Tanto Le bal como las manías danzantes medievales surgieron en contextos de máxima presión social. Funcionaban al mismo tiempo como espectáculo, como instrumento de opresión y como expresión de un deseo profundo de fuga. 

Ingvartsen no reproduce literalmente estas historias, sino que las toma como impulso coreográfico: el delirio como forma legítima de existencia; la danza como trance interminable; la evasión mediante movimientos y gestos que desafían lo normativo y rompen con las estructuras impuestas. 

Desde nuestras butacas, deseamos ver esos cuerpos que, de pie o por los suelos, se liberan de las cadenas que cargan durante el día. Figuras atravesadas por emociones fuertes, que se contagian a través del cuerpo e invitan a sumarse: promueven la identificación con una comunidad insatisfecha que quiere volver a sentir su potencia, en tiempos en los que habitar nuestros cuerpos como si fueran máquinas ajenas parece lo normal. Queremos que la música esté altísima, que los estrobos nos deslumbren, que el ritmo nos haga temblar.

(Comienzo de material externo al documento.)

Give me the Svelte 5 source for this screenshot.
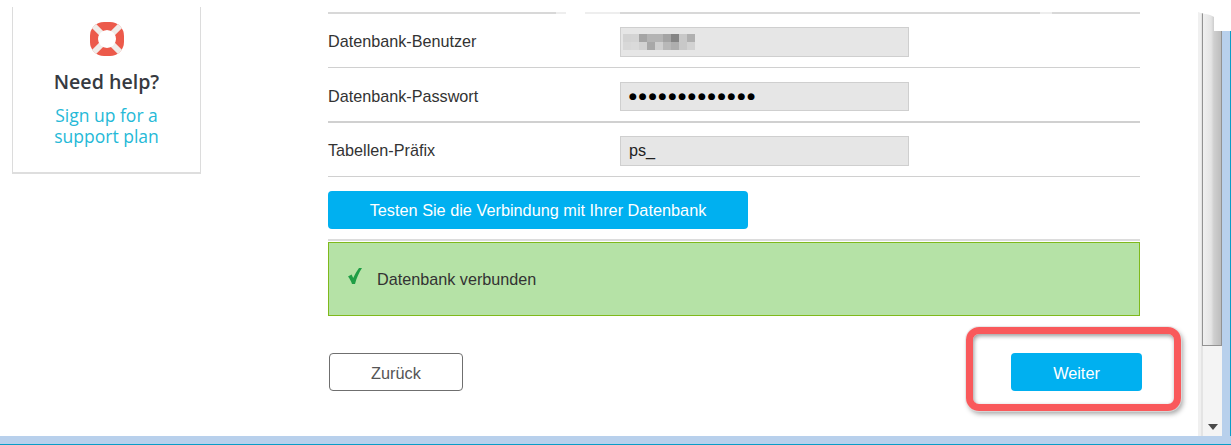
<script>
  // mosaic that hides the database user, two rows of 8px cells
  const mosaic = [
    "#d3d3d3", "#d4d4d4", "#a5a5a5", "#b4b4b4", "#b4b4b4", "#a4a4a4", "#858585", "#c8c8c8", "#b0b0b0",
    "#d8d8d8", "#dadada", "#d2d2d2", "#a8a8a8", "#cfcfcf", "#b8b8b8", "#aeaeae", "#c8c8c8", "#d2d2d2"
  ];
</script>

<div class="window">
  <div class="content">
    <div class="page">
      <aside class="help">
        <svg class="ring" viewBox="0 0 36 36" width="36" height="36" aria-hidden="true">
          <rect x="1" y="1" width="34" height="34" rx="14" fill="#ec5a4b" />
          <path d="M5 5 L31 31 M31 5 L5 31" stroke="#f1ece9" stroke-width="6" />
          <circle cx="18" cy="18" r="9" fill="#fff" />
        </svg>
        <h3>Need help?</h3>
        <a href="#support">Sign up for a<br />support plan</a>
      </aside>

      <main class="form">
        <div class="top-rule"></div>
        <div class="row">
          <span class="label">Datenbank-Benutzer</span>
          <div class="field">
            <div class="mosaic">
              {#each mosaic as color}
                <i style="background: {color}"></i>
              {/each}
            </div>
          </div>
        </div>
        <div class="row second">
          <span class="label">Datenbank-Passwort</span>
          <div class="field short"><span class="dots">●●●●●●●●●●●●●</span></div>
        </div>
        <div class="row">
          <span class="label">Tabellen-Präfix</span>
          <div class="field">ps_</div>
        </div>

        <button class="primary test">Testen Sie die Verbindung mit Ihrer Datenbank</button>
        <div class="rule"></div>

        <div class="alert">
          <svg viewBox="0 0 14 16" width="14" height="16" aria-hidden="true">
            <path d="M0 8.5 L3.6 6.6 L5.2 10 C7 6 9 2.8 11 0 L14 0 C11 4.5 8.6 10 7 16 L4 16 C3 13 1.6 10.5 0 8.5 Z" fill="#1f9e45" />
          </svg>
          <span>Datenbank verbunden</span>
        </div>

        <div class="actions">
          <button class="back">Zurück</button>
          <button class="primary next">Weiter</button>
        </div>
      </main>
    </div>

    <div class="scrollbar">
      <div class="thumb"></div>
      <div class="track"><span class="arrow"></span></div>
    </div>
    <div class="frame-right"></div>
  </div>
  <div class="frame-bottom"></div>

  <div class="callout"></div>
</div>

<style>
  :global(body) {
    margin: 0;
    background: #fff;
    overflow: hidden;
  }

  .window {
    position: relative;
    width: 1231px;
    height: 445px;
    display: flex;
    flex-direction: column;
    font-family: "Liberation Sans", Arial, sans-serif;
    font-size: 16.2px;
    color: #333;
    overflow: hidden;
  }

  .content {
    flex: 1;
    min-height: 0;
    display: flex;
  }

  .page {
    flex: 1;
    display: flex;
    align-items: flex-start;
    padding-left: 12px;
  }

  .help {
    width: 187px;
    height: 165px;
    margin-top: 7px;
    border: 1px solid #dcdcdc;
    border-top: none;
    border-bottom: 2px solid #dedede;
    display: flex;
    flex-direction: column;
    align-items: center;
    font-family: "Open Sans", sans-serif;
    text-align: center;
  }

  .ring {
    margin-top: 14px;
    filter: blur(0.5px);
  }

  .help h3 {
    margin: 13px 0 0;
    font-size: 19.6px;
    line-height: 24px;
    font-weight: 600;
    color: #363a41;
  }

  .help a {
    margin-top: 11px;
    font-size: 17.5px;
    line-height: 21px;
    color: #25b9d7;
    text-decoration: none;
  }

  .form {
    width: 812px;
    margin-left: 127px;
    padding-top: 12px;
  }

  .top-rule {
    height: 2px;
    background: linear-gradient(
      to right,
      #d8d8d8 0 228px,
      #eeeeee 228px 238px,
      #fff 238px 257px,
      #eeeeee 257px 292px,
      #d8d8d8 292px 712px,
      #eeeeee 712px 724px,
      #d8d8d8 724px
    );
  }

  .row {
    height: 51px;
    padding-top: 2px;
    display: flex;
    align-items: center;
    border-bottom: 1px solid #d0d0d0;
  }

  .row.second {
    height: 51px;
    border-bottom: 2px solid #d0d0d0;
  }

  .label {
    width: 292px;
    line-height: 20px;
    margin-top: -2px;
  }

  .second .label {
    margin-top: 1px;
  }

  .field {
    width: 287px;
    height: 28px;
    border: 1px solid #cfcfcf;
    background: #e6e6e6;
    display: flex;
    align-items: center;
    text-indent: 8px;
    color: #222;
  }

  .field.short {
    height: 27px;
    margin-top: 1px;
  }

  .mosaic {
    display: grid;
    grid-template-columns: repeat(9, 8px);
    grid-auto-rows: 8px;
    margin-left: 2px;
  }

  .mosaic i {
    display: block;
  }

  .dots {
    font-family: "DejaVu Sans", sans-serif;
    font-size: 9px;
    letter-spacing: 2px;
    color: #000;
  }

  button {
    font-family: inherit;
    font-size: 16.3px;
    cursor: pointer;
    height: 38px;
    border-radius: 4px;
  }

  .primary {
    border: none;
    background: #00b0f0;
    color: #fff;
  }

  .test {
    display: block;
    width: 420px;
    margin-top: 14px;
  }

  .rule {
    height: 2px;
    margin-top: 10px;
    background: #dcdcdc;
  }

  .alert {
    height: 72px;
    margin-top: 1px;
    padding-left: 19px;
    display: flex;
    align-items: center;
    gap: 15px;
    background: #b5e2a6;
    border: 1px solid #7fb91c;
  }

  .alert svg {
    margin-top: -6px;
  }

  .actions {
    display: flex;
    justify-content: space-between;
    margin: 37px -2px 0 1px;
  }

  .actions button {
    padding-top: 3px;
  }

  .back {
    width: 134px;
    background: #fff;
    border: 1px solid #6f6f6f;
    color: #555;
  }

  .next {
    width: 131px;
  }

  .scrollbar {
    width: 24px;
    display: flex;
    flex-direction: column;
    background: linear-gradient(to right, #f0f0f0 0 3px, #e4e4e4 3px 5px, #f4f4f4 5px);
    clip-path: polygon(0 12px, 3px 13px, 7px 14px, 12px 15px, 16px 17px, 16px 31px, 24px 31px, 24px 100%, 0 100%);
  }

  .thumb {
    height: 346px;
    margin-left: 4px;
    flex: none;
    border: 1px solid #929292;
    border-top: none;
    box-sizing: border-box;
    background: linear-gradient(to right, #f0f0f0, #e4e4e4 45%, #cfcfcf 60%, #bdbdbd);
  }

  .track {
    flex: 1;
    display: flex;
    align-items: flex-end;
    justify-content: center;
    padding-bottom: 6px;
    padding-left: 6px;
  }

  .arrow {
    width: 0;
    height: 0;
    border-left: 5px solid transparent;
    border-right: 5px solid transparent;
    border-top: 6px solid #4a4a4a;
  }

  .frame-right {
    width: 8px;
    margin-top: 31px;
    background: #b8d0ec;
    border-right: 1px solid #0a9dc7;
  }

  .frame-bottom {
    height: 8px;
    flex: none;
    background: #b8d0ec;
    border-bottom: 1px solid #0a9dc7;
  }

  .callout {
    position: absolute;
    left: 966px;
    top: 327px;
    width: 201px;
    height: 70px;
    border: 7px solid #f9595b;
    border-radius: 13px;
    box-shadow: 0 0 0 1px rgba(225, 225, 225, 0.7), 2px 3px 5px rgba(0, 0, 0, 0.35), inset 1px 2px 4px rgba(0, 0, 0, 0.4);
  }
</style>
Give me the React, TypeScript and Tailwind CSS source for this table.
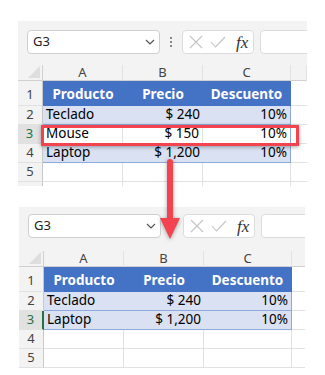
import React from "react"

type RowKind = "head" | "band" | "plain" | "empty"

interface Row {
    num: string
    kind: RowKind
    cells: string[]
    selected?: boolean
}

const Chevron = () => (
    <svg width="10" height="6" viewBox="0 0 10 6" fill="none">
        <path d="M1 1l4 4 4-4" stroke="#555" strokeWidth="1.2" />
    </svg>
)

const Toolbar = ({ top }: { top: string }) => (
    <div className={`flex items-start ${top} pl-[9px] h-[44px]`}>
        <div className="w-[133px] h-[24px] shrink-0 rounded-[4px] border border-[#cfcfcf] bg-white flex items-center justify-between pl-[5px] pr-[4px] text-[13px] text-[#222]">
            <span>G3</span>
            <Chevron />
        </div>
        <div className="w-[22px] h-[24px] shrink-0 flex flex-col items-center justify-center gap-[2px]">
            <span className="w-[2px] h-[2px] bg-[#888]" />
            <span className="w-[2px] h-[2px] bg-[#888]" />
            <span className="w-[2px] h-[2px] bg-[#888]" />
        </div>
        <div className="w-[72px] h-[24px] shrink-0 rounded-[4px] border border-[#dcdcdc] bg-white flex items-center pl-[6px] gap-[7px]">
            <svg width="14" height="14" viewBox="0 0 14 14" fill="none">
                <path d="M1 1l12 12M13 1L1 13" stroke="#c4c4c4" strokeWidth="1.1" />
            </svg>
            <svg width="16" height="12" viewBox="0 0 16 12" fill="none">
                <path d="M1 6l4.5 5L15 1" stroke="#c4c4c4" strokeWidth="1.1" />
            </svg>
            <span className="ml-[3px] font-['Liberation_Serif',serif] italic text-[17px] leading-none text-[#333]">fx</span>
        </div>
        <div className="w-[80px] h-[24px] shrink-0 ml-[6px] rounded-[4px] border border-[#dcdcdc] bg-white" />
    </div>
)

const cellClass = (kind: RowKind, col: number) => {
    const base = "flex items-center text-[13.5px] leading-none px-[3px] border-b"
    const align = col === 0 ? "justify-start" : "justify-end"
    if (kind === "head")
        return `${base} justify-center bg-[#4472c4] text-white font-bold border-[#4472c4] ${col === 2 ? "border-r border-r-[#4472c4]" : ""}`
    if (kind === "band")
        return `${base} ${align} bg-[#d9e1f2] text-black border-b-[#8ea9db] ${col === 2 ? "border-r border-r-[#8ea9db]" : ""}`
    if (kind === "plain")
        return `${base} ${align} bg-white text-black border-b-[#8ea9db] border-r ${col === 2 ? "border-r-[#8ea9db]" : "border-r-[#e1e1e1]"}`
    return `${base} bg-white border-b-[#e1e1e1] border-r border-r-[#e1e1e1]`
}

const Sheet = ({ rows }: { rows: Row[] }) => (
    <div className="grid grid-cols-[25px_80px_80px_88px_16px] text-[#444]">
        <div className="h-[16px] bg-[#f3f3f3] border-b border-r border-[#d0d0d0] relative overflow-hidden">
            <div className="absolute right-[2px] bottom-[2px] w-0 h-0 border-l-[12px] border-l-transparent border-b-[12px] border-b-[#dedede]" />
        </div>
        {["A", "B", "C", ""].map((c, i) => (
            <div key={i} className="h-[16px] flex items-center justify-center text-[13px] bg-[#f3f3f3] border-b border-b-[#d0d0d0] border-r border-r-[#e2e2e2]">
                {c}
            </div>
        ))}
        {rows.map((r, idx) => (
            <React.Fragment key={idx}>
                <div
                    className={`${r.kind === "head" ? "h-[25px]" : "h-[19px]"} flex items-center justify-center text-[13px] border-b border-b-[#e1e1e1] ${r.selected ? "bg-[#e1e1e1] text-[#217346] border-r-2 border-r-[#217346]" : "bg-[#f3f3f3] border-r border-r-[#c8c8c8]"} ${r.kind === "head" ? "pt-[3px]" : ""}`}
                >
                    {r.num}
                </div>
                {[0, 1, 2].map((i) => (
                    <div key={i} className={`${r.kind === "head" ? "h-[25px] pt-[3px]" : "h-[19px]"} ${cellClass(r.kind, i)}`}>
                        {r.cells[i] ?? ""}
                    </div>
                ))}
                <div className={`${r.kind === "head" ? "h-[25px]" : "h-[19px]"} bg-white border-b border-b-[#e1e1e1]`} />
            </React.Fragment>
        ))}
    </div>
)

export default function App() {
    const before: Row[] = [
        { num: "1", kind: "head", cells: ["Producto", "Precio", "Descuento"] },
        { num: "2", kind: "band", cells: ["Teclado", "$ 240", "10%"] },
        { num: "3", kind: "plain", cells: ["Mouse", "$ 150", "10%"], selected: true },
        { num: "4", kind: "band", cells: ["Laptop", "$ 1,200", "10%"] },
        { num: "5", kind: "empty", cells: [] },
        { num: "", kind: "empty", cells: [] },
    ]
    const after: Row[] = [
        { num: "1", kind: "head", cells: ["Producto", "Precio", "Descuento"] },
        { num: "2", kind: "band", cells: ["Teclado", "$ 240", "10%"] },
        { num: "3", kind: "band", cells: ["Laptop", "$ 1,200", "10%"], selected: true },
        { num: "4", kind: "empty", cells: [] },
        { num: "5", kind: "empty", cells: [] },
    ]

    return (
        <div className="relative w-[325px] h-[375px] bg-white overflow-hidden font-['Noto_Sans',sans-serif]">
            <div className="pt-[21px] pl-[18px]">
                <div className="relative w-[289px] h-[165px] bg-[#f3f3f3] overflow-hidden">
                    <Toolbar top="pt-[9px]" />
                    <Sheet rows={before} />
                    <div className="absolute left-[23px] top-[104px] w-[258px] h-[21px] border-[3px] border-[#f2434f] shadow-[0_1px_4px_rgba(0,0,0,0.35)]" />
                </div>
            </div>
            <div className="pt-[21px] pl-[19px]">
                <div className="w-[286px] h-[161px] bg-[#f3f3f3] overflow-hidden">
                    <Toolbar top="pt-[7px]" />
                    <Sheet rows={after} />
                </div>
            </div>
            <div className="absolute left-[160px] top-[159px] w-[20px] h-[80px] flex flex-col items-center drop-shadow-[0_1px_2px_rgba(0,0,0,0.35)]">
                <div className="w-[6px] h-[60px] bg-[#f2434f] rounded-t-full" />
                <div className="w-0 h-0 border-l-[10px] border-l-transparent border-r-[10px] border-r-transparent border-t-[21px] border-t-[#f2434f]" />
            </div>
        </div>
    )
}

Queremos sentir que lo que sucede en escena también nos pertenece, porque es parte de nuestra lucha. 

Deseamos ver afirmarse a un sujeto colectivo, un “nosotros” que canalice las pasiones políticas por medio de la danza delirante, a través de la noche. Danzar para no ser devorados por la maquinaria invisible que reduce cuerpos a piezas útiles o inútiles dependiendo de sus capacidades y su obediencia.

¿Hasta dónde llega el delirio? ¿Hasta dónde nuestro deseo de revolución puede empujarnos a movernos sin control? ¿Podemos unir en una danza los fragmentos rotos de la historia por la que luchamos? ¿Podemos, desde la escena, expresar la transformación política que anhelamos? 

Pienso que, si Ingvartsen recupera Le bal des folles de La Salpêtrière, la danza de Kölbigk de 1021 o la tarantella italiana como rituales colectivos de sanación, no es solo para mirar al pasado, sino para preguntarse -y preguntarnos- qué gestos, movimientos o estrategias dejaremos como huellas para quienes, más adelante, quieran entender las crisis de nuestro tiempo. El delirio compartido, el trance colectivo que atraviesa cuerpos y épocas como forma de memoria futura.